A comparator compares two inputs and takes a binary decision. Latched comparators are driven by a clock signal, allowing for resetting the circuitry ahead of each comparison.
Latched comparators employing a dynamic pre-amplifier stage are known for their low power consumption, since their dominant sub-threshold operation and no DC bias current makes the power consumption only proportional to the operating frequency. Further, the pre-amplifier stage reduces kick-back noise of a subsequent latch.
A typical application of latched comparators is analog-to-digital converters (ADCs), such as successive approximation register ADCs (SAR ADCs) or sigma-delta modulation ADCs (SDM ADCs).

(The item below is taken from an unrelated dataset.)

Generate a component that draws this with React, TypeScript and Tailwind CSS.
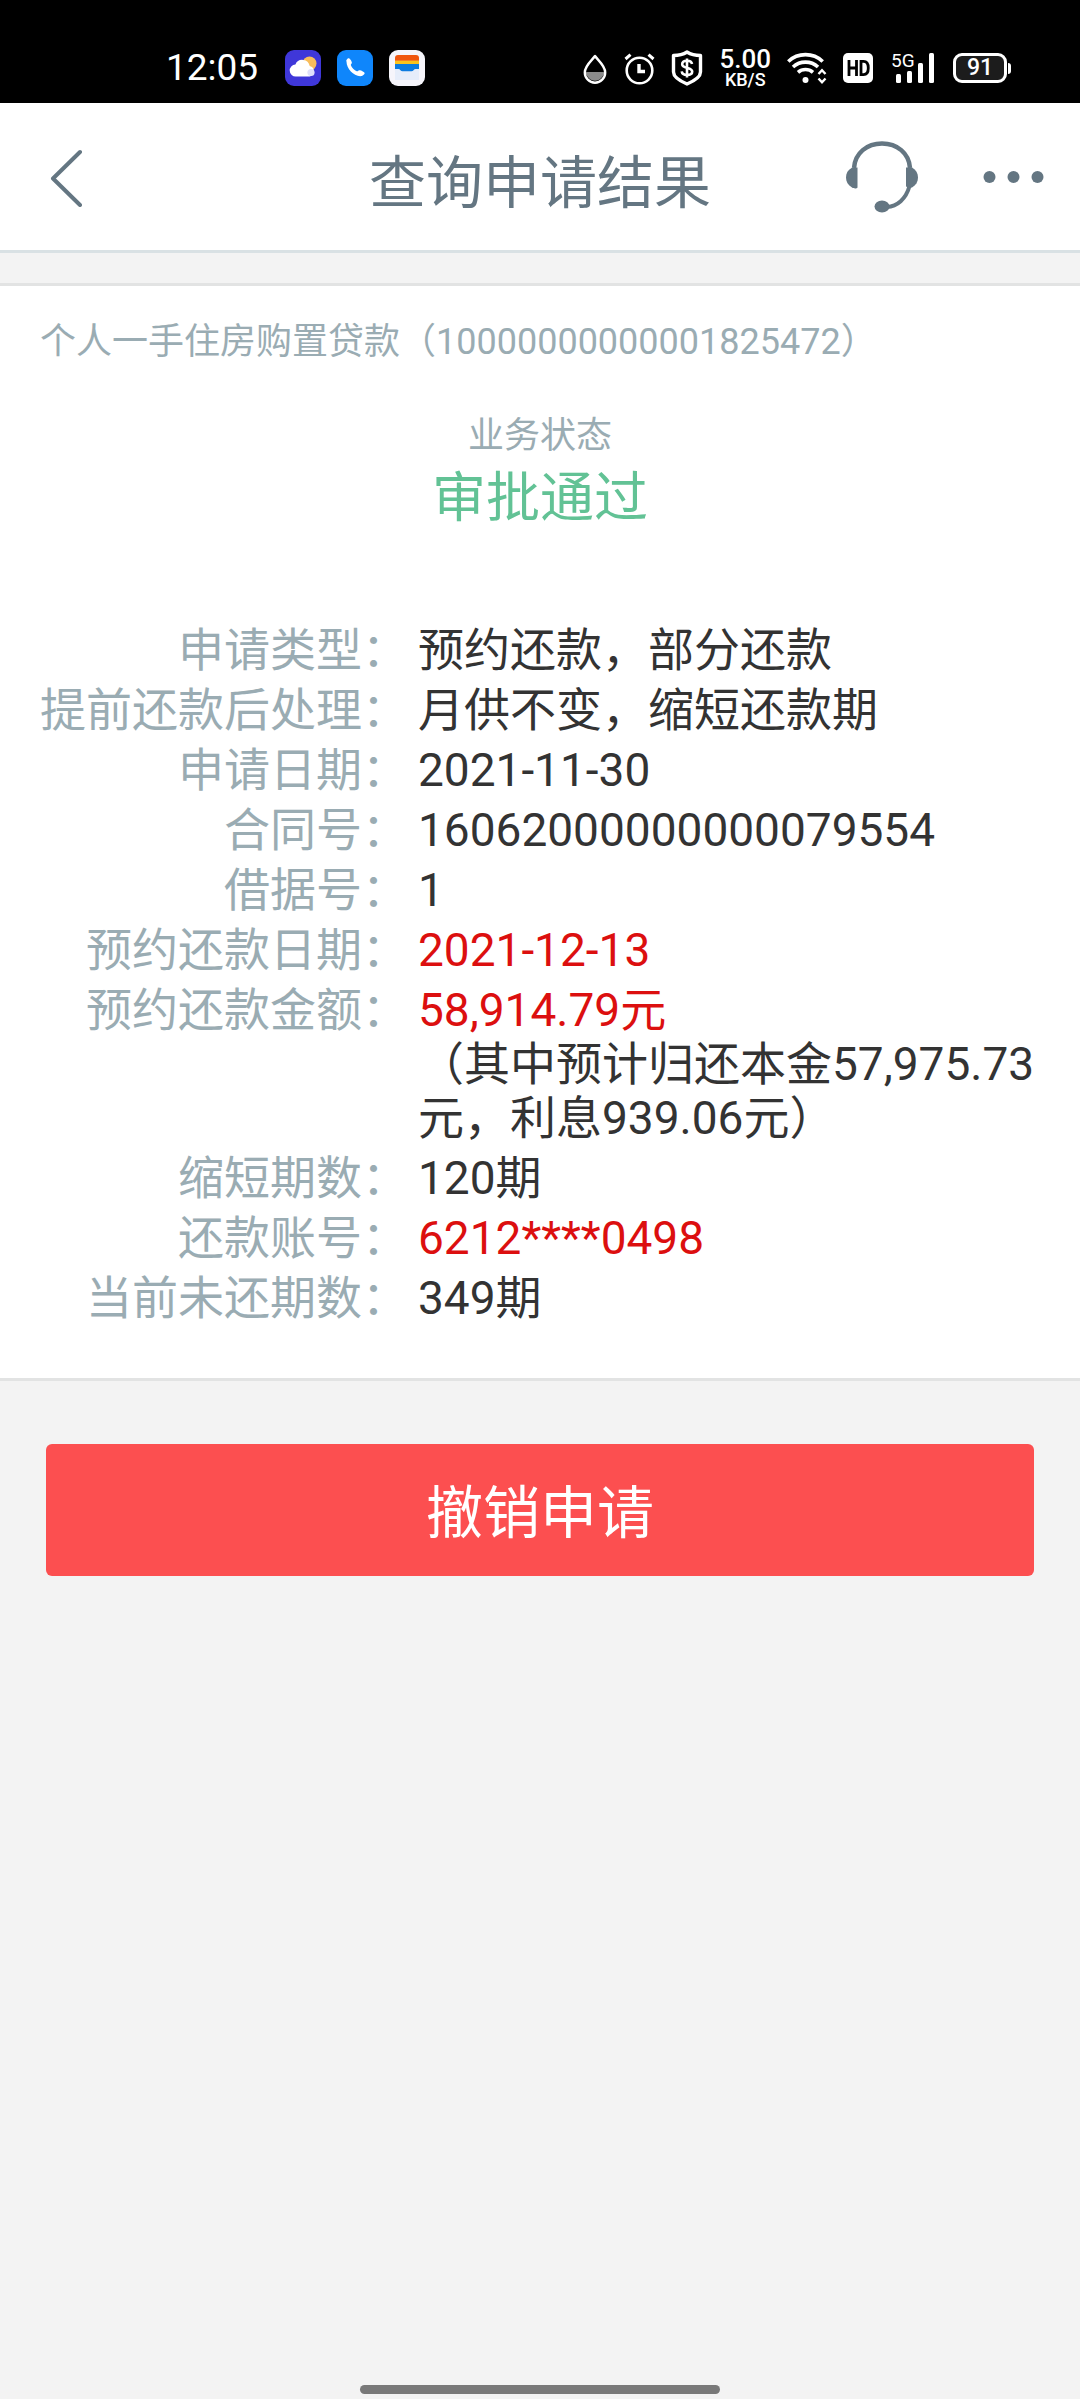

An important property of the comparator of a high resolution SAR ADC is the input referred noise, which is directly related to the signal-to-noise ratio (SNR) performance of the ADC. The comparator has a range where noise influences the decision no matter the sign of the difference of the input signal. This noise range needs to become smaller when the resolution of the ADC increases. Thus, for low-power, high-resolution ADCs, a low-power low-noise comparator is required.
A latched comparator according to the prior art is described in M. van Elzakker, E. van Tuijl, P. Geraedts, D. Schinkel, E. Klumperink, and B. Nauta, “A 10-bit charge-redistribution ADC consuming 1.9 W at 1 MS/s,” IEEE Journal of Solid-State Circuits, vol. 45, no. 5, 2010.